How does Authensor compare to Galileo Agent Control or NeMo Guardrails?

Authensor is the only open-source framework that provides all four pillars: tool permissions, approval workflows, cryptographic audit trails, and content safety scanning. Galileo Agent Control (Apache 2.0) provides evaluation but lacks approval workflows and receipts. NeMo Guardrails focuses on conversational safety but not tool authorization. AWS AgentCore uses Cedar policies but is AWS-locked. Authensor is cloud-agnostic, self-hostable, and MIT licensed with 924+ tests.

What AI agent frameworks does Authensor integrate with?

Authensor has official adapters for LangChain/LangGraph, OpenAI Agents SDK, Vercel AI SDK, Claude Agent SDK, and CrewAI. It also integrates with Claude Code via hooks and any MCP server via the MCP Gateway. TypeScript and Python SDKs support any custom agent framework.

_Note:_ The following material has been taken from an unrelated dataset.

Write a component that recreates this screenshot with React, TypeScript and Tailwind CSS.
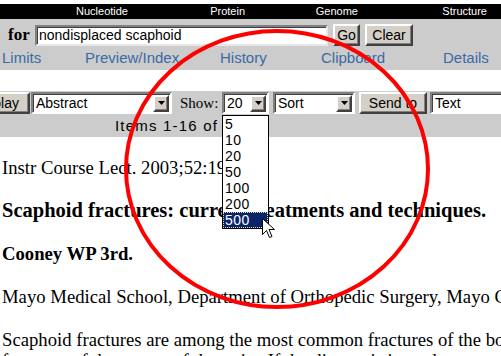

AI agent safety architecture patterns

There is no single correct architecture for AI agent safety. The right pattern depends on your deployment model, number of agents, compliance requirements, and operational maturity. This guide covers the most common patterns.

Pattern 1: Embedded guard

The safety layer runs in the same process as the agent. Every tool call passes through the guard function before execution.

[Agent Process]
  Agent Logic → Guard → Tool Execution
                 ↓
              Receipts (in-memory or external)

When to use: Single-agent systems, local development, edge deployments where network calls are undesirable.

Advantages: No network latency. No additional infrastructure. Simple to deploy.

Disadvantages: No centralized policy management. Each agent instance manages its own state.

Pattern 2: Sidecar proxy

The safety layer runs as a separate process alongside the agent. The agent calls the sidecar for every tool evaluation.

[Agent Process] → HTTP → [Sidecar Process]
                           Guard + Aegis + Sentinel
                           ↓
                        Receipts → Database

When to use: Containerized deployments where you want to separate safety from agent logic. Multiple agents on the same host.

Advantages: Safety updates do not require agent redeployment. Language-agnostic (any agent can call the HTTP API).

Disadvantages: Network latency on every tool call (usually 1-5ms on localhost).

Pattern 3: Centralized gateway

All agents connect to a centralized gateway that mediates all tool calls.

[Agent A] → [Gateway] → [MCP Servers / Tools]
[Agent B] →
[Agent C] →

When to use: Multi-agent systems. Organization-wide policy enforcement. Compliance requirements for centralized logging.

Advantages: Single enforcement point. Centralized audit trail. Easier policy management.

Disadvantages: Single point of failure (mitigate with redundancy). All traffic routes through one service.

Pattern 4: Layered defense

Combine multiple patterns for defense in depth:

[Agent] → [Embedded Guard] → [MCP Gateway] → [MCP Server]
             (app rules)       (org rules)      (input validation)

The embedded guard enforces application-specific rules. The gateway enforces organization-wide rules. The MCP server validates inputs at the tool level.

When to use: Production deployments with high security requirements. Regulated environments.

Pattern 5: Control plane + distributed agents

A centralized control plane manages policies, stores receipts, and handles approvals. Distributed agents connect to the control plane for policy updates and receipt submission.

[Control Plane]
  Policy API ← [Agent A fetches policy]
  Receipt API ← [Agent A submits receipts]
  Approval API ← [Agent A checks approval status]

When to use: Large-scale deployments with many agent instances. Teams that need centralized policy management.

Choosing a pattern

Start with the embedded guard (Pattern 1). It requires the least infrastructure and covers the core safety requirements. As you scale, add the control plane (Pattern 5) for centralized management. For multi-agent systems with MCP, add the gateway (Pattern 3). For high-security environments, layer them all (Pattern 4).